Documentário da Netflix falha em mostrar problemas

A percepção pública do Pornhub começou a se transformar quando a plataforma passou a revelar todo mês de dezembro a lista dos termos mais buscados por usuários durante o ano. A tradição das retrospectivas colocou o site nas conversas e ajudou a gerar um burburinho positivo, que foi praticamente por água abaixo após um exposé feito em 2020 pelo jornal New York Times. Agora, a guerra contra abuso sexual e agressão mascara uma luta de vertentes conservadoras contra toda a indústria pornô.

Esse é o tema do documentário “Pornhub: Sexo Milionário”, lançado esta semana pela Netflix. Nele, a diretora Suzanne Hillinger faz um panorama do antes e depois do Pornhub, mostrando o quanto o site consolidou um cenário para o compartilhamento de conteúdo pornô na internet (a princípio, pirateado) que fez com que estúdios, produtoras e criadores individuais precisassem se unir a ele em prol de uma via rentável de retorno financeiro.

Durante muito tempo, falar sobre o Pornhub foi (e, em suma, ainda é) sinônimo de falar sobre toda a indústria pornô. O documentário explica como ele se tornou tão crucial para o meio, revelando quem são os nomes por trás do negócio e como todos eles faturam.

Em geral, quando falamos de um material que explora os meandros da indústria pornô, ficamos diante de algo que aborda um dos dois seguintes pontos: a indústria como uma celebração positiva do sexo e da liberdade sexual ou uma cortina que esconde um ambiente de abuso, agressão e sexismo. Em “Sexo Milionário”, a diretora parece não conseguir escolher um dos lados.

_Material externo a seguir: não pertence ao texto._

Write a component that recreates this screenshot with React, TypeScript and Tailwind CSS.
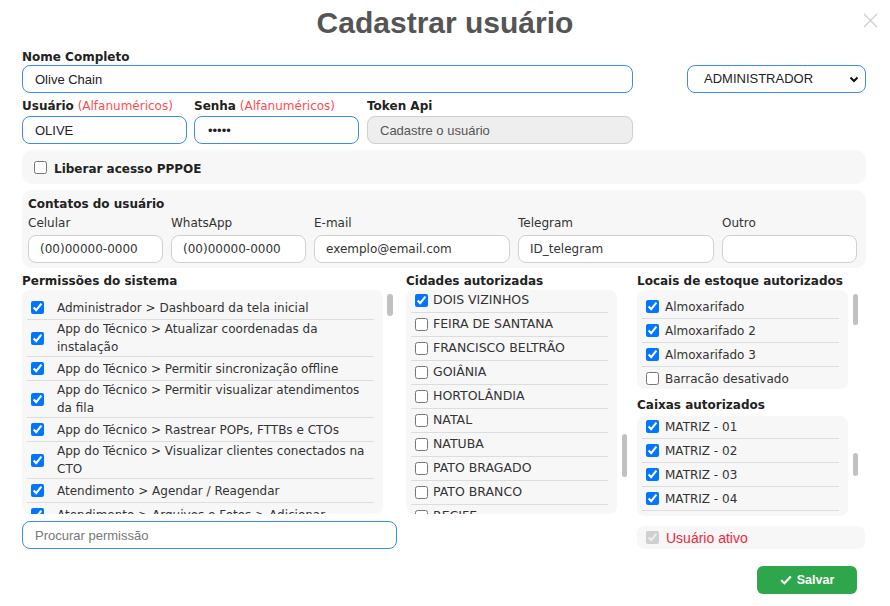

A princípio, isso é bom por potencialmente explorar o quanto as coisas são mais complexas do que um simples e maniqueísta “bom ou ruim”. Por outro lado, a vertente editorial do documentário não consegue provar ponto algum ao passar superficialmente por vários aspectos e não se aprofundar em nenhum.

É interessante que o material escolha priorizar o lado das performers, artistas que muitas vezes trabalham de forma independente para criar e distribuir todo o seu conteúdo. Neste sentido, o filme mostra que são essas as pessoas prejudicadas pela desmonetização do Pornhub, uma vez que a própria plataforma continua lucrando com os anúncios.

A ineficácia do atual sistema de monitoramento também é relevante. Cada profissional fica encarregado de, em média, verificar mil vídeos por dia, comprometendo a validade do processo. Mostrar tudo isso garante que esses pontos fiquem claros, e o documentário faz isso muito bem.

No entanto, fica no ar a sensação de uma constatação feita pela metade. Ainda que o documentário mostre que a corda arrebenta para o lado mais fraco (e que o OnlyFans acabou crescendo com este furo), não há uma busca efetiva por debater o lado de quem lucra com a falta de verificação dos conteúdos publicados em sites como o Pornhub e a propagação de tráfico sexual, estupro e abuso contra menores.

Há também um lado menos deslumbrante da indústria que o documentário convenientemente esquece, o que dá a impressão de que existe um vácuo entre o que é pornô e o que é abuso que muitas vezes não é exatamente real. Falta um debate mais profundo sobre qual o tamanho da responsabilidade que sites como Pornhub, Facebook e outros devem arcar com conteúdos de terceiros? Afinal, elas são produtoras de conteúdo (uma vez que lucram com aquilo) ou apenas plataformas?

Por tudo isso, ainda que bem-intencionado, o documentário de Suzanne Hillinger deixa a desejar para quem busca uma abordagem mais profunda das complexidades da indústria pornô. Se não se interessa em realmente sujar as mãos com o assunto, há de se questionar por que tocar nele apenas na superfície.